EXERCISE DETAILS:
Take every line where the string "that" appears and copy it.

COLLECTED MATERIAL:
• • • • •
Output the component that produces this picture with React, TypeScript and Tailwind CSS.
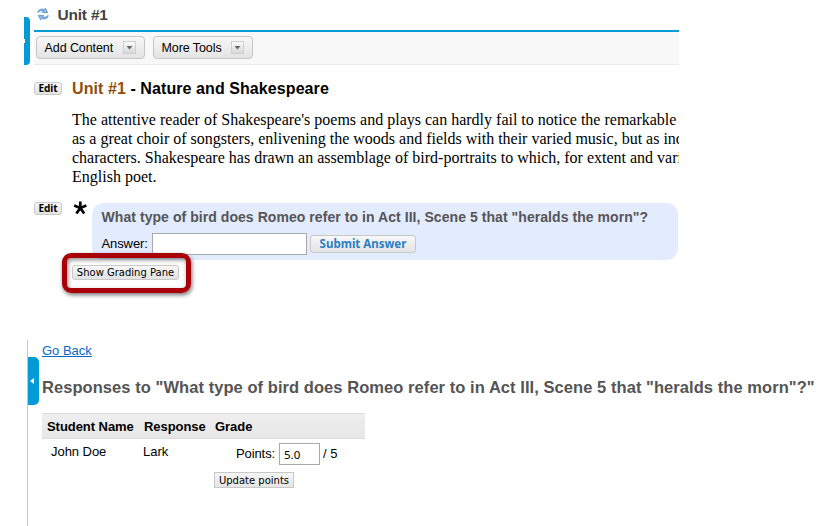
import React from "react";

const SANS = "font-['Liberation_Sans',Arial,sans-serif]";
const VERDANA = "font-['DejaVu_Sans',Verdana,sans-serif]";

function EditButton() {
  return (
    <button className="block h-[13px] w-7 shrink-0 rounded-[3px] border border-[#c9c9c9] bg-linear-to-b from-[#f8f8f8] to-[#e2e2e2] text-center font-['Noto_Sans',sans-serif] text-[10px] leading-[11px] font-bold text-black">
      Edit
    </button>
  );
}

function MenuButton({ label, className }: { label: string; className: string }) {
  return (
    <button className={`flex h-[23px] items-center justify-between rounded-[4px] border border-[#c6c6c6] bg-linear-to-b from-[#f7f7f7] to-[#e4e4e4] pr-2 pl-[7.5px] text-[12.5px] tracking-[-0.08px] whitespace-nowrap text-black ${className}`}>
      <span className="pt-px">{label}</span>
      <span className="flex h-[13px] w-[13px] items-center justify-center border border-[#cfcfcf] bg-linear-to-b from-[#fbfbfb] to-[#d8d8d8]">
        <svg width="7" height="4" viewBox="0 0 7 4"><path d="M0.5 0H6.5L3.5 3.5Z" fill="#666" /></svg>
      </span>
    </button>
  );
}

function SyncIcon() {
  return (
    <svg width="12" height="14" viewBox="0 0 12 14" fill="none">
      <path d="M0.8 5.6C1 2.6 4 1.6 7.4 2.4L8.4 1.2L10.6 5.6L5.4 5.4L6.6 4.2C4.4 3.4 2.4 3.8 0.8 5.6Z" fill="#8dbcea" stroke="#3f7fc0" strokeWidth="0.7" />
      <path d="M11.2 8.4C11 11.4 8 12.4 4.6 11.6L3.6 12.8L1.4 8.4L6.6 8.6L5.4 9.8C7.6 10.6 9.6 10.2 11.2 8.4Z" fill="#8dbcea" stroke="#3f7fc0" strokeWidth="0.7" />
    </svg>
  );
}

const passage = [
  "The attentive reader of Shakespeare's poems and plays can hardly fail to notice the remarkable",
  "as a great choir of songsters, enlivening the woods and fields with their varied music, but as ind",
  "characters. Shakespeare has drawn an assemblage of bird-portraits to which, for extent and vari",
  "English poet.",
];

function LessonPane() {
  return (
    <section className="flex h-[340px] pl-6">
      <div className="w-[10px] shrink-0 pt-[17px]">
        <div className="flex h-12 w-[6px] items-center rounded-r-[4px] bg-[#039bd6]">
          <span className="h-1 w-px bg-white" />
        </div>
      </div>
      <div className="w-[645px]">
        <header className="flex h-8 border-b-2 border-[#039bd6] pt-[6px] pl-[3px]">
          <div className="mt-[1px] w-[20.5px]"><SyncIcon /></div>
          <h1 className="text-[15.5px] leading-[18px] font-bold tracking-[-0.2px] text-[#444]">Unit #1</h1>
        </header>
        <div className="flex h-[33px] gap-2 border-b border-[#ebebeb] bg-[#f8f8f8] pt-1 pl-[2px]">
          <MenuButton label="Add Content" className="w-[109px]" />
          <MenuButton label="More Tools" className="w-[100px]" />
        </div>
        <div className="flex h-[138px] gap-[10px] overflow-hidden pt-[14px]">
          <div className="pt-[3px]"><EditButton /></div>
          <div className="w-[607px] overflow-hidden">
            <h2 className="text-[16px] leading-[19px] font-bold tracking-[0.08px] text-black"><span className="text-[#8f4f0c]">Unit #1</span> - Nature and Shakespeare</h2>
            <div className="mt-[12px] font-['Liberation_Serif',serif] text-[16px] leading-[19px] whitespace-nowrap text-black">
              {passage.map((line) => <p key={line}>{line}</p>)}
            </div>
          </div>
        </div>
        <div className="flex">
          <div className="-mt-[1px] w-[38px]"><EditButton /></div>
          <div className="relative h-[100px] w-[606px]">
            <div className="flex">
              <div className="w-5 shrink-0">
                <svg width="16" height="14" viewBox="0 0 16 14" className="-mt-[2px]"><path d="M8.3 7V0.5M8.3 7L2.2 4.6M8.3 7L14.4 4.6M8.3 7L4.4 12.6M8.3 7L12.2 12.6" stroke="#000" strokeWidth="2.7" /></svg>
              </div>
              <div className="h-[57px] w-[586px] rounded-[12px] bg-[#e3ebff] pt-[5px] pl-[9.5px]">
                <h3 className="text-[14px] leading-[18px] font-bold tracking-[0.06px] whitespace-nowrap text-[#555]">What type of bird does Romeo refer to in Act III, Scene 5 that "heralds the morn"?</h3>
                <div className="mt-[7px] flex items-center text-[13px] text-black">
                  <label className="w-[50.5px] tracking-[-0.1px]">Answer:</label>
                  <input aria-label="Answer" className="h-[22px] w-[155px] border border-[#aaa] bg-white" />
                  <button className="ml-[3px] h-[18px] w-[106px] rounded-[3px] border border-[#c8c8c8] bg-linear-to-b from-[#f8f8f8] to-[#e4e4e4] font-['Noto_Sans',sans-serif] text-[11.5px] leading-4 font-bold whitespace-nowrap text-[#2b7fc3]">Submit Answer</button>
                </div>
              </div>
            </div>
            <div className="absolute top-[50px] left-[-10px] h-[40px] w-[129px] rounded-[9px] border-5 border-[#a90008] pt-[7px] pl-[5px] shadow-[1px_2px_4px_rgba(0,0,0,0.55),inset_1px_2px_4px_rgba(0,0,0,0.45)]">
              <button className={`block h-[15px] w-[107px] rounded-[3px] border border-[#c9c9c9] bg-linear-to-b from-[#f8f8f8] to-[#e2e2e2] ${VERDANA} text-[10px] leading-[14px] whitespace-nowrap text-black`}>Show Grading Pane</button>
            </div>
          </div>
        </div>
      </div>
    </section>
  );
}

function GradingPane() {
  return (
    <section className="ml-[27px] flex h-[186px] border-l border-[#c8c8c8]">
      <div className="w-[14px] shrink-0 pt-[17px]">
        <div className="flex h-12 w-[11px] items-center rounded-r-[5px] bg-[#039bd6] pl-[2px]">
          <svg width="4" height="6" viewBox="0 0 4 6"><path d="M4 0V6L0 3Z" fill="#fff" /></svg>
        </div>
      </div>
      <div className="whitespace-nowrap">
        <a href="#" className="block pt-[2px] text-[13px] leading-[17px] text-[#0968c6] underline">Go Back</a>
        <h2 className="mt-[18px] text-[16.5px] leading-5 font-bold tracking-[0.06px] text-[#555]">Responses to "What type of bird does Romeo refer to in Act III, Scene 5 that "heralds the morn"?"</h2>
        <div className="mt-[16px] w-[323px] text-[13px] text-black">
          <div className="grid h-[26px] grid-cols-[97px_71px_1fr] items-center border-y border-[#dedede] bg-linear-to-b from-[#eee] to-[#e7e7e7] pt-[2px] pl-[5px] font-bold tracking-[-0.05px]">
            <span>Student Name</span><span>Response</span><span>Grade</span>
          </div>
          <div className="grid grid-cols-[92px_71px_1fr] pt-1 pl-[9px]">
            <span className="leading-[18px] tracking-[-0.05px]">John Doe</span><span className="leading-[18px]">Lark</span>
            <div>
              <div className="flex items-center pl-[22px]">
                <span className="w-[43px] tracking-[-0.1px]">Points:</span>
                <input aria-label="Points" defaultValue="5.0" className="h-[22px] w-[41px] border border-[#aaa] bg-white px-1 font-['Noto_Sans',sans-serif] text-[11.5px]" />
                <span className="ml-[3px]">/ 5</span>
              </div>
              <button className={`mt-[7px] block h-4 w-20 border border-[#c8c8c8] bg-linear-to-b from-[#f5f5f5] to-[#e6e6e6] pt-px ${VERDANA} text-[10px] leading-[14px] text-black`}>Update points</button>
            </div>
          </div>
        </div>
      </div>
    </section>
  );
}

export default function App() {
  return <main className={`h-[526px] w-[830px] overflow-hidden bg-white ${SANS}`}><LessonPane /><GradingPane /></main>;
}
• • • • •
REPLY TO THE EXERCISE:
Output the component that produces this picture with React, TypeScript and Tailwind CSS.
                <h3 className="text-[14px] leading-[18px] font-bold tracking-[0.06px] whitespace-nowrap text-[#555]">What type of bird does Romeo refer to in Act III, Scene 5 that "heralds the morn"?</h3>
        <h2 className="mt-[18px] text-[16.5px] leading-5 font-bold tracking-[0.06px] text-[#555]">Responses to "What type of bird does Romeo refer to in Act III, Scene 5 that "heralds the morn"?"</h2>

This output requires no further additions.